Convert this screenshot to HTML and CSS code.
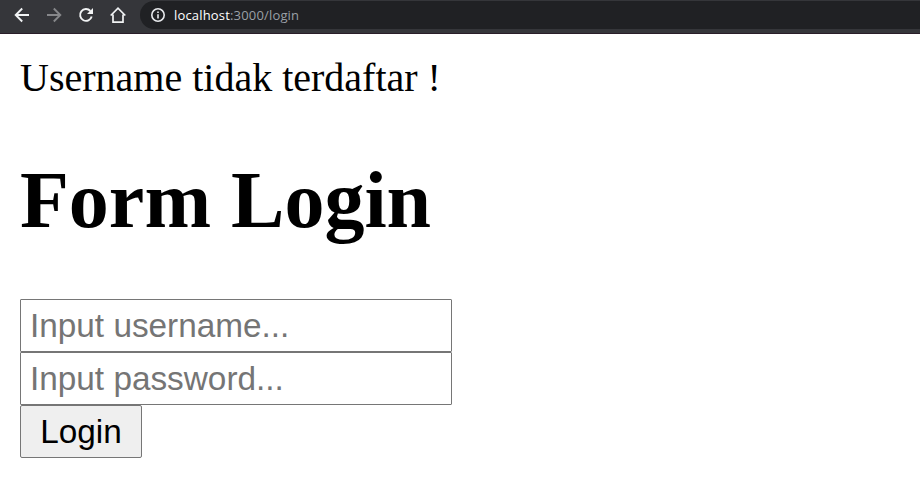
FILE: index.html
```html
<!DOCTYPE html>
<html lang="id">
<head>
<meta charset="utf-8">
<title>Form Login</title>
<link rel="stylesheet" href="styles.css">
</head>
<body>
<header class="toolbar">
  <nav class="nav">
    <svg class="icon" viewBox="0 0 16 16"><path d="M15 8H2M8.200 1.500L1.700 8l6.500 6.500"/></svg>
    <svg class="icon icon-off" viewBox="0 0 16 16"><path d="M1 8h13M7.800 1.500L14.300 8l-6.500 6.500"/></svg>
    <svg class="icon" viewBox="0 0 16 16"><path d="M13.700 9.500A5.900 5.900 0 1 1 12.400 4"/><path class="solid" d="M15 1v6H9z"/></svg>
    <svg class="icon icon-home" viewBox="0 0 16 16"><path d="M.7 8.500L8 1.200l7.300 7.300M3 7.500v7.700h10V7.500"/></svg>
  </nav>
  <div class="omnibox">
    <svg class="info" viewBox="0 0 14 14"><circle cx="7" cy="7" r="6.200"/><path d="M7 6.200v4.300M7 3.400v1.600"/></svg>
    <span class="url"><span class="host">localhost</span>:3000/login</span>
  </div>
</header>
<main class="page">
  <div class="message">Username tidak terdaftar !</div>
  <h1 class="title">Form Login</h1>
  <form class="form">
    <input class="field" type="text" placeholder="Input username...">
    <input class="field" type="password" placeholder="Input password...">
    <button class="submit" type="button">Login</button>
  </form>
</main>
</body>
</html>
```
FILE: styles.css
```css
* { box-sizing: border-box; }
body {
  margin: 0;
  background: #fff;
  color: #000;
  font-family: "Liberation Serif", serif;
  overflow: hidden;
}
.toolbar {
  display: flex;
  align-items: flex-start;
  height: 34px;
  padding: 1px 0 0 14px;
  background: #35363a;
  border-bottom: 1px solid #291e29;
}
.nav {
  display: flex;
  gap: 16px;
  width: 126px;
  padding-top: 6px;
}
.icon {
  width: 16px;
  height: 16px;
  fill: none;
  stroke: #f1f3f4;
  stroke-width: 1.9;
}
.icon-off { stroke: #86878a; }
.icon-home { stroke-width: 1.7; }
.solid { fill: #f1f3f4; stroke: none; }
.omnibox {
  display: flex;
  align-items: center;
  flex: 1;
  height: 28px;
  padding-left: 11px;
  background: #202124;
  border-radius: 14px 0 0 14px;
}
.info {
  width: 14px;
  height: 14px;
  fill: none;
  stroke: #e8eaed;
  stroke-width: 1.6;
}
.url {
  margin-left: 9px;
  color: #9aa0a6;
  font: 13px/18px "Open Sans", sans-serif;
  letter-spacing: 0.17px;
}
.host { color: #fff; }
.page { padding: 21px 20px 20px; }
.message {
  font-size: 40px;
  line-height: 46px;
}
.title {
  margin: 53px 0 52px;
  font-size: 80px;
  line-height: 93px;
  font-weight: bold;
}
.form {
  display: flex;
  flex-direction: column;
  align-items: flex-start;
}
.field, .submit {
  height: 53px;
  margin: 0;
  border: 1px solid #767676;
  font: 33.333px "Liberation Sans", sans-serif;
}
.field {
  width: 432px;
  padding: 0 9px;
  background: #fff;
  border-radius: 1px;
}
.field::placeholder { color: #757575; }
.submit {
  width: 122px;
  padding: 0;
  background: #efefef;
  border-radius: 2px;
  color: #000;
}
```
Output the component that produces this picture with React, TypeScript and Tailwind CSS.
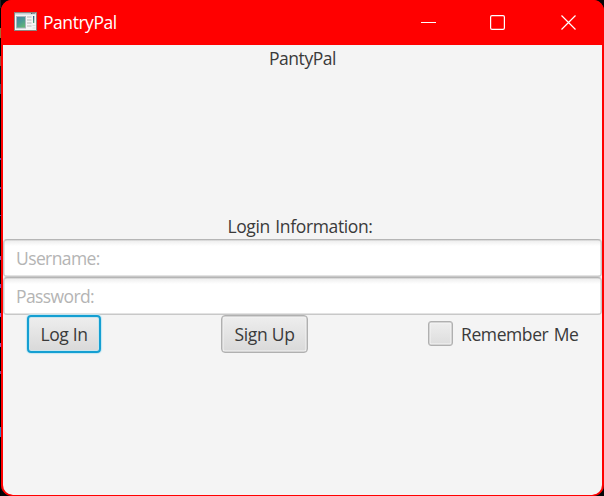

• **The task**: Transcribe the listing above verbatim. Omit the pictures.

• **Full solution**:
Convert this screenshot to HTML and CSS code.
FILE: index.html
```html
<!DOCTYPE html>
<html lang="id">
<head>
<meta charset="utf-8">
<title>Form Login</title>
<link rel="stylesheet" href="styles.css">
</head>
<body>
<header class="toolbar">
  <nav class="nav">
    <svg class="icon" viewBox="0 0 16 16"><path d="M15 8H2M8.200 1.500L1.700 8l6.500 6.500"/></svg>
    <svg class="icon icon-off" viewBox="0 0 16 16"><path d="M1 8h13M7.800 1.500L14.300 8l-6.500 6.500"/></svg>
    <svg class="icon" viewBox="0 0 16 16"><path d="M13.700 9.500A5.900 5.900 0 1 1 12.400 4"/><path class="solid" d="M15 1v6H9z"/></svg>
    <svg class="icon icon-home" viewBox="0 0 16 16"><path d="M.7 8.500L8 1.200l7.300 7.300M3 7.500v7.700h10V7.500"/></svg>
  </nav>
  <div class="omnibox">
    <svg class="info" viewBox="0 0 14 14"><circle cx="7" cy="7" r="6.200"/><path d="M7 6.200v4.300M7 3.400v1.600"/></svg>
    <span class="url"><span class="host">localhost</span>:3000/login</span>
  </div>
</header>
<main class="page">
  <div class="message">Username tidak terdaftar !</div>
  <h1 class="title">Form Login</h1>
  <form class="form">
    <input class="field" type="text" placeholder="Input username...">
    <input class="field" type="password" placeholder="Input password...">
    <button class="submit" type="button">Login</button>
  </form>
</main>
</body>
</html>
```
FILE: styles.css
```css
* { box-sizing: border-box; }
body {
  margin: 0;
  background: #fff;
  color: #000;
  font-family: "Liberation Serif", serif;
  overflow: hidden;
}
.toolbar {
  display: flex;
  align-items: flex-start;
  height: 34px;
  padding: 1px 0 0 14px;
  background: #35363a;
  border-bottom: 1px solid #291e29;
}
.nav {
  display: flex;
  gap: 16px;
  width: 126px;
  padding-top: 6px;
}
.icon {
  width: 16px;
  height: 16px;
  fill: none;
  stroke: #f1f3f4;
  stroke-width: 1.9;
}
.icon-off { stroke: #86878a; }
.icon-home { stroke-width: 1.7; }
.solid { fill: #f1f3f4; stroke: none; }
.omnibox {
  display: flex;
  align-items: center;
  flex: 1;
  height: 28px;
  padding-left: 11px;
  background: #202124;
  border-radius: 14px 0 0 14px;
}
.info {
  width: 14px;
  height: 14px;
  fill: none;
  stroke: #e8eaed;
  stroke-width: 1.6;
}
.url {
  margin-left: 9px;
  color: #9aa0a6;
  font: 13px/18px "Open Sans", sans-serif;
  letter-spacing: 0.17px;
}
.host { color: #fff; }
.page { padding: 21px 20px 20px; }
.message {
  font-size: 40px;
  line-height: 46px;
}
.title {
  margin: 53px 0 52px;
  font-size: 80px;
  line-height: 93px;
  font-weight: bold;
}
.form {
  display: flex;
  flex-direction: column;
  align-items: flex-start;
}
.field, .submit {
  height: 53px;
  margin: 0;
  border: 1px solid #767676;
  font: 33.333px "Liberation Sans", sans-serif;
}
.field {
  width: 432px;
  padding: 0 9px;
  background: #fff;
  border-radius: 1px;
}
.field::placeholder { color: #757575; }
.submit {
  width: 122px;
  padding: 0;
  background: #efefef;
  border-radius: 2px;
  color: #000;
}
```
Output the component that produces this picture with React, TypeScript and Tailwind CSS.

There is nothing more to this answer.